Ante todo, en la Eucaristía revivimos el sacrificio del Señor al final de su vida, con el que salva a todos los hombres. Así estamos junto a él y recibimos en abundancia las gracias necesarias para nuestra vida diaria y para nuestra salvación. La Eucaristía es, por excelencia, el gesto del amor de Dios hacia nosotros. ¿Qué hay más grande que dar la propia vida por amor? En esto Jesús es el modelo de la entrega total de sí mismo, camino por el que también nosotros debemos avanzar siguiéndole a él.

La Eucaristía también es un modelo para la vida cristiana, que debe impregnar toda nuestra existencia. Cristo nos convoca para reunirnos, para constituir la Iglesia, su Cuerpo en medio del mundo. Para acceder a las mesas de la Palabra y del Pan, debemos acoger antes el perdón de Dios, don que nos vuelve a levantar en nuestro camino diario, que restablece en nosotros la imagen divina y nos muestra hasta qué punto somos amados.
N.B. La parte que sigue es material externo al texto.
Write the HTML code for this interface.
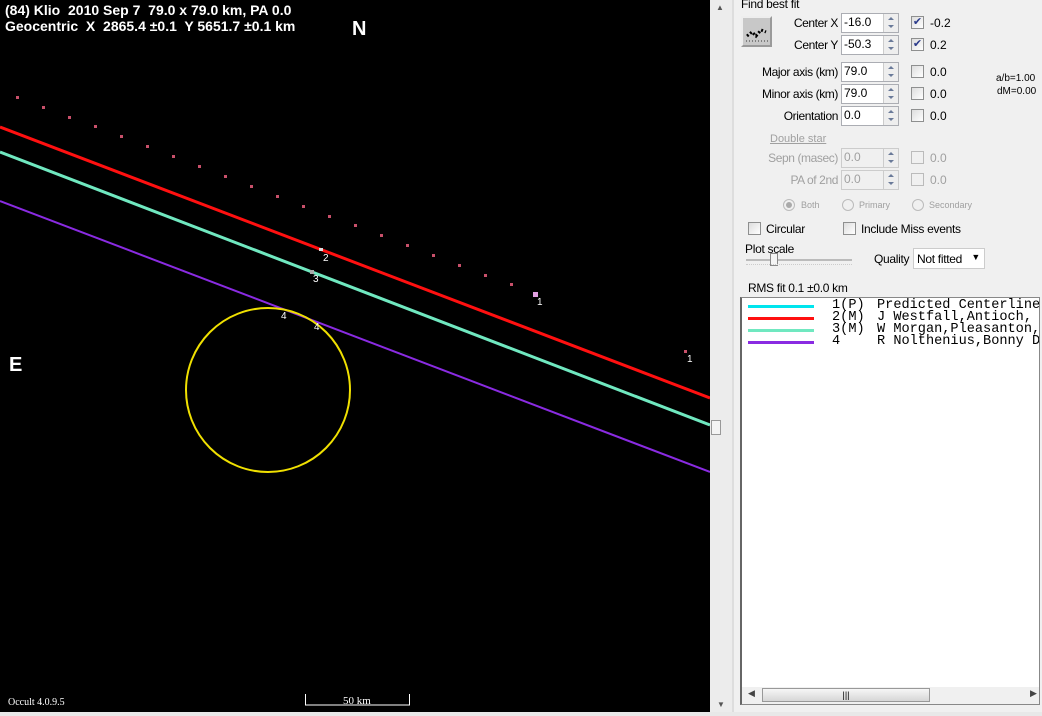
<!DOCTYPE html>
<html><head><meta charset="utf-8"><style>
*{margin:0;padding:0;box-sizing:border-box}
body{width:1042px;height:716px;overflow:hidden;background:#f0f0f0;position:relative;font-family:"Liberation Sans",Arial,sans-serif;font-size:12px;color:#000}
.a{position:absolute;white-space:nowrap}
.r{position:absolute;right:204px;white-space:nowrap;letter-spacing:-0.4px;font-size:12px}
.inp{position:absolute;height:20px;width:58px;background:#fff;border:1px solid #abadb3;font-size:12px;padding:1px 2px}
.spin{position:absolute;right:0;top:0;width:15px;height:18px;border-left:1px solid #ccc;background:#eee}
.spin:before{content:"";position:absolute;left:4px;top:3px;border:3px solid transparent;border-bottom:3px solid #6a7a99;border-top:0}
.spin:after{content:"";position:absolute;left:4px;top:11px;border:3px solid transparent;border-top:3px solid #6a7a99;border-bottom:0}
.cb{position:absolute;width:13px;height:13px;border:1px solid #8e8f8f;background:linear-gradient(135deg,#ddd,#fff)}
.dis{color:#a0a0a0}
.dis .inp{background:#f0f0f0;color:#a0a0a0;border-color:#ccc}
.mono{font-family:"Liberation Mono",monospace;font-size:13.6px;white-space:pre}
</style></head><body>
<svg class="a" style="left:0;top:0" width="710" height="712">
<rect width="710" height="712" fill="#000"/>
<g fill="#c8506a">
<rect x="16" y="96" width="3" height="3"/><rect x="42" y="106" width="3" height="3"/><rect x="68" y="116" width="3" height="3"/><rect x="94" y="125" width="3" height="3"/><rect x="120" y="135" width="3" height="3"/><rect x="146" y="145" width="3" height="3"/><rect x="172" y="155" width="3" height="3"/><rect x="198" y="165" width="3" height="3"/><rect x="224" y="175" width="3" height="3"/><rect x="250" y="185" width="3" height="3"/><rect x="276" y="195" width="3" height="3"/><rect x="302" y="205" width="3" height="3"/><rect x="328" y="215" width="3" height="3"/><rect x="354" y="224" width="3" height="3"/><rect x="380" y="234" width="3" height="3"/><rect x="406" y="244" width="3" height="3"/><rect x="432" y="254" width="3" height="3"/><rect x="458" y="264" width="3" height="3"/><rect x="484" y="274" width="3" height="3"/><rect x="510" y="283" width="3" height="3"/>
</g>
<line x1="0" y1="127" x2="710" y2="398" stroke="#ff1010" stroke-width="3"/>
<line x1="0" y1="152" x2="710" y2="425" stroke="#70e8c0" stroke-width="3"/>
<line x1="0" y1="201" x2="710" y2="472" stroke="#8a2be2" stroke-width="2"/>
<circle cx="268" cy="390" r="82" fill="none" stroke="#f0e000" stroke-width="2"/>
<rect x="533" y="292" width="5" height="5" fill="#e0a0e0"/>
<rect x="684" y="350" width="3" height="3" fill="#c8506a"/>
<rect x="319" y="248" width="4" height="3" fill="#ddd"/>
<rect x="310" y="270" width="4" height="4" fill="#aaa"/>
<g fill="#fff" font-family="Liberation Sans,sans-serif" font-size="10">
<text x="323" y="261">2</text><text x="313" y="282">3</text><text x="281" y="319">4</text><text x="314" y="330">4</text>
<text x="537" y="305">1</text><text x="687" y="362">1</text>
</g>
<g fill="#fff" font-family="Liberation Sans,sans-serif" font-weight="bold" font-size="14" style="white-space:pre">
<text x="5" y="15" xml:space="preserve">(84) Klio  2010 Sep 7  79.0 x 79.0 km, PA 0.0</text>
<text x="5" y="31" xml:space="preserve">Geocentric  X  2865.4 ±0.1  Y 5651.7 ±0.1 km</text>
<text x="352" y="35" font-size="20">N</text>
<text x="9" y="371" font-size="20">E</text>
</g>
<text x="8" y="705" fill="#fff" font-family="Liberation Serif,serif" font-size="10">Occult 4.0.9.5</text>
<path d="M305.5 694v11h104v-11" stroke="#fff" fill="none"/>
<text x="343" y="704" fill="#fff" font-family="Liberation Serif,serif" font-size="11">50 km</text>
</svg>
<div class="a" style="left:0;top:712px;width:1042px;height:4px;background:#e8e8e8"></div>
<div class="a" style="left:710px;top:0;width:24px;height:712px;background:#ececec;border-right:2px solid #ddd"></div>
<div class="a" style="left:716px;top:3px;font-size:8px;color:#555">▲</div>
<div class="a" style="left:711px;top:420px;width:10px;height:15px;background:#f4f4f4;border:1px solid #999"></div>
<div class="a" style="left:717px;top:700px;font-size:8px;color:#555">▼</div>
<div class="a" style="left:741px;top:-3px;font-size:12px;letter-spacing:-0.3px">Find best fit</div>
<div class="a" style="left:741px;top:16px;width:31px;height:31px;background:#c8c8c8;border:2px outset #eee"><svg width="27" height="27"><path d="M4 18l5-4 4 4 5-6 5 2" stroke="#000" stroke-width="3" fill="none" stroke-dasharray="2 2"/><path d="M3 23h22" stroke="#333" stroke-dasharray="1 2"/></svg></div>
<div class="r" style="top:16px">Center X</div>
<div class="r" style="top:38px">Center Y</div>
<div class="r" style="top:65px">Major axis (km)</div>
<div class="r" style="top:87px">Minor axis (km)</div>
<div class="r" style="top:109px">Orientation</div>
<div class="inp" style="left:841px;top:13px">-16.0<div class="spin"></div></div>
<div class="inp" style="left:841px;top:35px">-50.3<div class="spin"></div></div>
<div class="inp" style="left:841px;top:62px">79.0<div class="spin"></div></div>
<div class="inp" style="left:841px;top:84px">79.0<div class="spin"></div></div>
<div class="inp" style="left:841px;top:106px">0.0<div class="spin"></div></div>
<div class="cb" style="left:911px;top:16px;font-size:11px;line-height:11px;color:#2a3a8a;text-align:center">✔</div><div class="a" style="left:930px;top:16px">-0.2</div>
<div class="cb" style="left:911px;top:38px;font-size:11px;line-height:11px;color:#2a3a8a;text-align:center">✔</div><div class="a" style="left:930px;top:38px">0.2</div>
<div class="cb" style="left:911px;top:65px"></div><div class="a" style="left:930px;top:65px">0.0</div>
<div class="cb" style="left:911px;top:87px"></div><div class="a" style="left:930px;top:87px">0.0</div>
<div class="cb" style="left:911px;top:109px"></div><div class="a" style="left:930px;top:109px">0.0</div>
<div class="a" style="left:996px;top:73px;font-size:10px">a/b=1.00</div>
<div class="a" style="left:997px;top:86px;font-size:10px">dM=0.00</div>
<div class="dis">
<div class="a" style="left:770px;top:133px;text-decoration:underline;font-size:11px">Double star</div>
<div class="r" style="top:151px">Sepn (masec)</div>
<div class="r" style="top:173px">PA of 2nd</div>
<div class="inp" style="left:841px;top:148px">0.0<div class="spin"></div></div>
<div class="inp" style="left:841px;top:170px">0.0<div class="spin"></div></div>
<div class="cb" style="left:911px;top:151px;background:#f0f0f0;border-color:#bbb"></div><div class="a" style="left:930px;top:151px">0.0</div>
<div class="cb" style="left:911px;top:173px;background:#f0f0f0;border-color:#bbb"></div><div class="a" style="left:930px;top:173px">0.0</div>
<div class="a" style="left:783px;top:199px;width:12px;height:12px;border:1px solid #bbb;border-radius:50%"><div style="margin:2px;width:6px;height:6px;border-radius:50%;background:#aaa"></div></div><div class="a" style="left:801px;top:200px;font-size:9px">Both</div>
<div class="a" style="left:842px;top:199px;width:12px;height:12px;border:1px solid #bbb;border-radius:50%"></div><div class="a" style="left:859px;top:200px;font-size:9px">Primary</div>
<div class="a" style="left:912px;top:199px;width:12px;height:12px;border:1px solid #bbb;border-radius:50%"></div><div class="a" style="left:929px;top:200px;font-size:9px">Secondary</div>
</div>
<div class="cb" style="left:748px;top:222px"></div><div class="a" style="left:766px;top:222px;letter-spacing:-0.3px">Circular</div>
<div class="cb" style="left:843px;top:222px"></div><div class="a" style="left:861px;top:222px;letter-spacing:-0.3px">Include Miss events</div>
<div class="a" style="left:745px;top:242px;letter-spacing:-0.3px">Plot scale</div>
<div class="a" style="left:746px;top:259px;width:106px;height:2px;background:#bbb"></div>
<div class="a" style="left:770px;top:253px;width:8px;height:13px;background:#f4f4f4;border:1px solid #888"></div>
<div class="a" style="left:746px;top:264px;width:106px;border-top:1px dotted #ccc;height:6px"></div>
<div class="a" style="left:874px;top:252px;letter-spacing:-0.3px">Quality</div>
<div class="a" style="left:913px;top:248px;width:72px;height:21px;background:#fff;border:1px solid #ccc;padding:3px;letter-spacing:-0.3px">Not fitted<span style="position:absolute;right:4px;top:3px;font-size:9px">▼</span></div>
<div class="a" style="left:748px;top:281px;letter-spacing:-0.3px">RMS fit  0.1 ±0.0 km</div>
<div class="a" style="left:740px;top:297px;width:300px;height:408px;background:#fff;border:1px solid #888;border-left:2px solid #666;overflow:hidden">
<div class="a" style="left:6px;top:7px;width:66px;height:3px;background:#00e5ee"></div>
<div class="a" style="left:6px;top:19px;width:66px;height:3px;background:#ff1010"></div>
<div class="a" style="left:6px;top:31px;width:66px;height:3px;background:#70e8c0"></div>
<div class="a" style="left:6px;top:43px;width:66px;height:3px;background:#8a2be2"></div>
<div class="a mono" style="left:90px;top:2px;line-height:12px">1(P)
2(M)
3(M)
4</div>
<div class="a mono" style="left:135px;top:2px;line-height:12px">Predicted Centerline
J Westfall,Antioch,
W Morgan,Pleasanton,
R Nolthenius,Bonny D</div>
<div class="a" style="left:0;top:389px;width:298px;height:17px;background:#f0f0f0"></div>
<div class="a" style="left:6px;top:390px;font-size:9px;color:#444">◀</div>
<div class="a" style="left:20px;top:390px;width:168px;height:14px;background:linear-gradient(#f6f6f6,#d6d6d6);border:1px solid #999;text-align:center;font-size:9px;line-height:12px">|||</div>
<div class="a" style="left:288px;top:390px;font-size:9px;color:#444">▶</div>
</div>
</body></html>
Además, como al fariseo Simón, en el evangelio según san Lucas, Jesús nos dirige continuamente las palabras de la Escritura: "Tengo algo que decirte" (Lc 7, 40). En efecto, cada palabra de la Escritura es para nosotros una palabra de vida, que debemos escuchar con suma atención. De modo especial, el Evangelio constituye el corazón del mensaje cristiano, la revelación total de los misterios divinos. En su Hijo, la Palabra hecha carne, Dios nos lo ha dicho todo. En su Hijo, Dios nos ha revelado su rostro de Padre, un rostro de amor, de esperanza. Nos ha mostrado el camino de la felicidad y de la alegría. Durante la consagración, momento particularmente intenso de la Eucaristía, porque en él recordamos el sacrificio de Cristo, estáis llamados a contemplar al Señor Jesús, como santo Tomás: "Señor mío y Dios mío" (Jn 20, 28).

Después de haber recibido la palabra de Dios, después de haberos alimentado con su Cuerpo, dejaos transformar interiormente y recibid de él vuestra misión. En efecto, él os envía al mundo para ser portadores de su paz y testigos de su mensaje de amor. No tengáis miedo de anunciar a Cristo a los jóvenes de vuestra edad. Mostradles que Cristo no es un obstáculo para vuestra vida, ni para vuestra libertad. Al contrario, mostradles que él os da la verdadera vida, os hace libres para luchar contra el mal y para hacer que vuestra vida sea bella.

No olvidéis que la Eucaristía dominical es un encuentro de amor con el Señor, sin el cual no podemos vivir. Cuando lo reconocéis "en la fracción del pan", como los discípulos de Emaús, os convertís en compañeros suyos. Os ayudará a crecer y a dar lo mejor de vosotros mismos. Recordad que en el pan de la Eucaristía Cristo está real, total y sustancialmente presente. Por tanto, en el misterio de la Eucaristía, en la misa y durante la adoración silenciosa ante el santísimo Sacramento del altar lo encontraréis de una forma privilegiada.

Si abrís todo vuestro ser y toda vuestra vida a la mirada de Cristo, no quedaréis oprimidos; al contrario, descubriréis que sois amados de una manera infinita. Recibiréis la fuerza que necesitáis para construir vuestra vida y para realizar las opciones que se os presentan cada día. Ante el Señor, en el silencio de vuestro corazón, algunos de vosotros podéis sentiros llamados a seguirlo de un modo más radical en el sacerdocio o en la vida consagrada. No tengáis miedo de escuchar esta llamada y de responder con alegría. Como dije en la inauguración de mi pontificado, Dios no quita nada a los que se entregan a él. Al contrario, les da todo. Saca lo mejor que hay en cada uno de nosotros, de manera que nuestra vida pueda florecer verdaderamente.

A vosotros, queridos jóvenes, y a todos los participantes en el Congreso eucarístico internacional de Quebec, imparto una afectuosa bendición apostólica.